::: Information provided

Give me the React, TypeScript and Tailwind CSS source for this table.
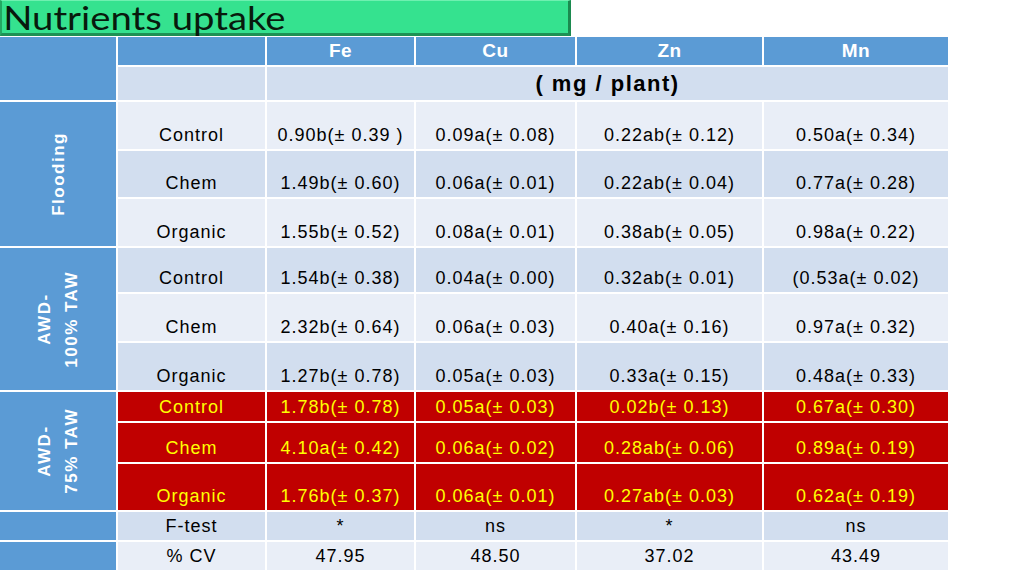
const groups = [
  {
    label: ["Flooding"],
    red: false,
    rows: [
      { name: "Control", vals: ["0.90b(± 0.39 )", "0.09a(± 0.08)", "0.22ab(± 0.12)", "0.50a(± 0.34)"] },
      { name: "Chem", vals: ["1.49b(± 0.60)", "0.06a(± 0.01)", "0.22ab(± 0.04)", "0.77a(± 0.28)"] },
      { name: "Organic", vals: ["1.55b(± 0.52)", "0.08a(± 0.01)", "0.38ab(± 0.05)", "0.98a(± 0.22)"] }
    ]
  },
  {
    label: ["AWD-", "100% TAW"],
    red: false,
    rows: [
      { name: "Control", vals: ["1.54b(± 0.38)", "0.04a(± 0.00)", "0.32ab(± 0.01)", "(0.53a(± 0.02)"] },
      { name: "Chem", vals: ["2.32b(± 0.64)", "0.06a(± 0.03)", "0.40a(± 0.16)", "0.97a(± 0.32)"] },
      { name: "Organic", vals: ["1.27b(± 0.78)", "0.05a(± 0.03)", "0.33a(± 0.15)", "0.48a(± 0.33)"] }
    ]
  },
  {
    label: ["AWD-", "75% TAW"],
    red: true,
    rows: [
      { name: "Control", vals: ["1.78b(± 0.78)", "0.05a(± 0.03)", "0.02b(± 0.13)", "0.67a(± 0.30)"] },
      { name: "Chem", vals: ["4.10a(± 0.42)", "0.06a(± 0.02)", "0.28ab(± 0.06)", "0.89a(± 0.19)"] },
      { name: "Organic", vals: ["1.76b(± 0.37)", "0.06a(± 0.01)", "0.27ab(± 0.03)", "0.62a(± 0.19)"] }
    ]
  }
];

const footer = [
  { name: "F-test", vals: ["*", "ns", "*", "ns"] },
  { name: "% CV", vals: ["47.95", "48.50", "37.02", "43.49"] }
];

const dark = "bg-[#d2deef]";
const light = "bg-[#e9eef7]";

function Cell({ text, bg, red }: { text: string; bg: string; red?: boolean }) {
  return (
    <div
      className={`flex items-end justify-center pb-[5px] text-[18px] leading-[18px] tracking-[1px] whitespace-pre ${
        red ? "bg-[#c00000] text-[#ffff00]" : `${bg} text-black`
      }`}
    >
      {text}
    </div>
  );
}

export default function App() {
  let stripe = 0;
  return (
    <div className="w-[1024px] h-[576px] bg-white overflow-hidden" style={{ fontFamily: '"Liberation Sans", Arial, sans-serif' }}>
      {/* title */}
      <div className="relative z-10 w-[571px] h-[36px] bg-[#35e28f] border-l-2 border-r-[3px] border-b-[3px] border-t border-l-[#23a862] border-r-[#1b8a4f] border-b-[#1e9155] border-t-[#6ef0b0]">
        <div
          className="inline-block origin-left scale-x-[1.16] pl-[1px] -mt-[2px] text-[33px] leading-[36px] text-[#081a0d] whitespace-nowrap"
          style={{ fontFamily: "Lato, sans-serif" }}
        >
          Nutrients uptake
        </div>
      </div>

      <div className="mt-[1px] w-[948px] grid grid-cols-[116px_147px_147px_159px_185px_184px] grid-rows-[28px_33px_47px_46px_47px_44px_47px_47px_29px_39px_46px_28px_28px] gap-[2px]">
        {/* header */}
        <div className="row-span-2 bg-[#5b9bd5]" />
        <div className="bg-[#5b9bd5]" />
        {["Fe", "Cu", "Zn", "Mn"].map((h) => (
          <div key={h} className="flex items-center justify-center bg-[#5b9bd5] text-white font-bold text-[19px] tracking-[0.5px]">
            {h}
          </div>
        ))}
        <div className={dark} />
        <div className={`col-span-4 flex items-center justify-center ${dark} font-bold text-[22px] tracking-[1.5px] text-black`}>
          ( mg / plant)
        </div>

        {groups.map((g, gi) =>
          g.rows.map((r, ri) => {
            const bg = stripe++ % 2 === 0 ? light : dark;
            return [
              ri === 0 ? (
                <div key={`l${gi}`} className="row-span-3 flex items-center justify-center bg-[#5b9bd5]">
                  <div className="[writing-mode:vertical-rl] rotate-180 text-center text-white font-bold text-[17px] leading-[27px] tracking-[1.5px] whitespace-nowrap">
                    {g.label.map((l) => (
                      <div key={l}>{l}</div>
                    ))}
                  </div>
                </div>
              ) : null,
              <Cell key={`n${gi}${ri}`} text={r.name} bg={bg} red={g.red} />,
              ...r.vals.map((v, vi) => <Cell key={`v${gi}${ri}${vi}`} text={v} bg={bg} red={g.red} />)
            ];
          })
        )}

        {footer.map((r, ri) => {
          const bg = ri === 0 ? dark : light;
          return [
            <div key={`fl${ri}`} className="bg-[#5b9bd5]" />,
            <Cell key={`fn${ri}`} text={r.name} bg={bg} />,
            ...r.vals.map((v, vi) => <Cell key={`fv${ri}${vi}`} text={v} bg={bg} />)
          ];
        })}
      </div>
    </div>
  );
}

::::::

Given request :: In your copy, leave out the pictures and reproduce the material above exactly.

Finished answer ::
Give me the React, TypeScript and Tailwind CSS source for this table.
const groups = [
  {
    label: ["Flooding"],
    red: false,
    rows: [
      { name: "Control", vals: ["0.90b(± 0.39 )", "0.09a(± 0.08)", "0.22ab(± 0.12)", "0.50a(± 0.34)"] },
      { name: "Chem", vals: ["1.49b(± 0.60)", "0.06a(± 0.01)", "0.22ab(± 0.04)", "0.77a(± 0.28)"] },
      { name: "Organic", vals: ["1.55b(± 0.52)", "0.08a(± 0.01)", "0.38ab(± 0.05)", "0.98a(± 0.22)"] }
    ]
  },
  {
    label: ["AWD-", "100% TAW"],
    red: false,
    rows: [
      { name: "Control", vals: ["1.54b(± 0.38)", "0.04a(± 0.00)", "0.32ab(± 0.01)", "(0.53a(± 0.02)"] },
      { name: "Chem", vals: ["2.32b(± 0.64)", "0.06a(± 0.03)", "0.40a(± 0.16)", "0.97a(± 0.32)"] },
      { name: "Organic", vals: ["1.27b(± 0.78)", "0.05a(± 0.03)", "0.33a(± 0.15)", "0.48a(± 0.33)"] }
    ]
  },
  {
    label: ["AWD-", "75% TAW"],
    red: true,
    rows: [
      { name: "Control", vals: ["1.78b(± 0.78)", "0.05a(± 0.03)", "0.02b(± 0.13)", "0.67a(± 0.30)"] },
      { name: "Chem", vals: ["4.10a(± 0.42)", "0.06a(± 0.02)", "0.28ab(± 0.06)", "0.89a(± 0.19)"] },
      { name: "Organic", vals: ["1.76b(± 0.37)", "0.06a(± 0.01)", "0.27ab(± 0.03)", "0.62a(± 0.19)"] }
    ]
  }
];

const footer = [
  { name: "F-test", vals: ["*", "ns", "*", "ns"] },
  { name: "% CV", vals: ["47.95", "48.50", "37.02", "43.49"] }
];

const dark = "bg-[#d2deef]";
const light = "bg-[#e9eef7]";

function Cell({ text, bg, red }: { text: string; bg: string; red?: boolean }) {
  return (
    <div
      className={`flex items-end justify-center pb-[5px] text-[18px] leading-[18px] tracking-[1px] whitespace-pre ${
        red ? "bg-[#c00000] text-[#ffff00]" : `${bg} text-black`
      }`}
    >
      {text}
    </div>
  );
}

export default function App() {
  let stripe = 0;
  return (
    <div className="w-[1024px] h-[576px] bg-white overflow-hidden" style={{ fontFamily: '"Liberation Sans", Arial, sans-serif' }}>
      {/* title */}
      <div className="relative z-10 w-[571px] h-[36px] bg-[#35e28f] border-l-2 border-r-[3px] border-b-[3px] border-t border-l-[#23a862] border-r-[#1b8a4f] border-b-[#1e9155] border-t-[#6ef0b0]">
        <div
          className="inline-block origin-left scale-x-[1.16] pl-[1px] -mt-[2px] text-[33px] leading-[36px] text-[#081a0d] whitespace-nowrap"
          style={{ fontFamily: "Lato, sans-serif" }}
        >
          Nutrients uptake
        </div>
      </div>

      <div className="mt-[1px] w-[948px] grid grid-cols-[116px_147px_147px_159px_185px_184px] grid-rows-[28px_33px_47px_46px_47px_44px_47px_47px_29px_39px_46px_28px_28px] gap-[2px]">
        {/* header */}
        <div className="row-span-2 bg-[#5b9bd5]" />
        <div className="bg-[#5b9bd5]" />
        {["Fe", "Cu", "Zn", "Mn"].map((h) => (
          <div key={h} className="flex items-center justify-center bg-[#5b9bd5] text-white font-bold text-[19px] tracking-[0.5px]">
            {h}
          </div>
        ))}
        <div className={dark} />
        <div className={`col-span-4 flex items-center justify-center ${dark} font-bold text-[22px] tracking-[1.5px] text-black`}>
          ( mg / plant)
        </div>

        {groups.map((g, gi) =>
          g.rows.map((r, ri) => {
            const bg = stripe++ % 2 === 0 ? light : dark;
            return [
              ri === 0 ? (
                <div key={`l${gi}`} className="row-span-3 flex items-center justify-center bg-[#5b9bd5]">
                  <div className="[writing-mode:vertical-rl] rotate-180 text-center text-white font-bold text-[17px] leading-[27px] tracking-[1.5px] whitespace-nowrap">
                    {g.label.map((l) => (
                      <div key={l}>{l}</div>
                    ))}
                  </div>
                </div>
              ) : null,
              <Cell key={`n${gi}${ri}`} text={r.name} bg={bg} red={g.red} />,
              ...r.vals.map((v, vi) => <Cell key={`v${gi}${ri}${vi}`} text={v} bg={bg} red={g.red} />)
            ];
          })
        )}

        {footer.map((r, ri) => {
          const bg = ri === 0 ? dark : light;
          return [
            <div key={`fl${ri}`} className="bg-[#5b9bd5]" />,
            <Cell key={`fn${ri}`} text={r.name} bg={bg} />,
            ...r.vals.map((v, vi) => <Cell key={`fv${ri}${vi}`} text={v} bg={bg} />)
          ];
        })}
      </div>
    </div>
  );
}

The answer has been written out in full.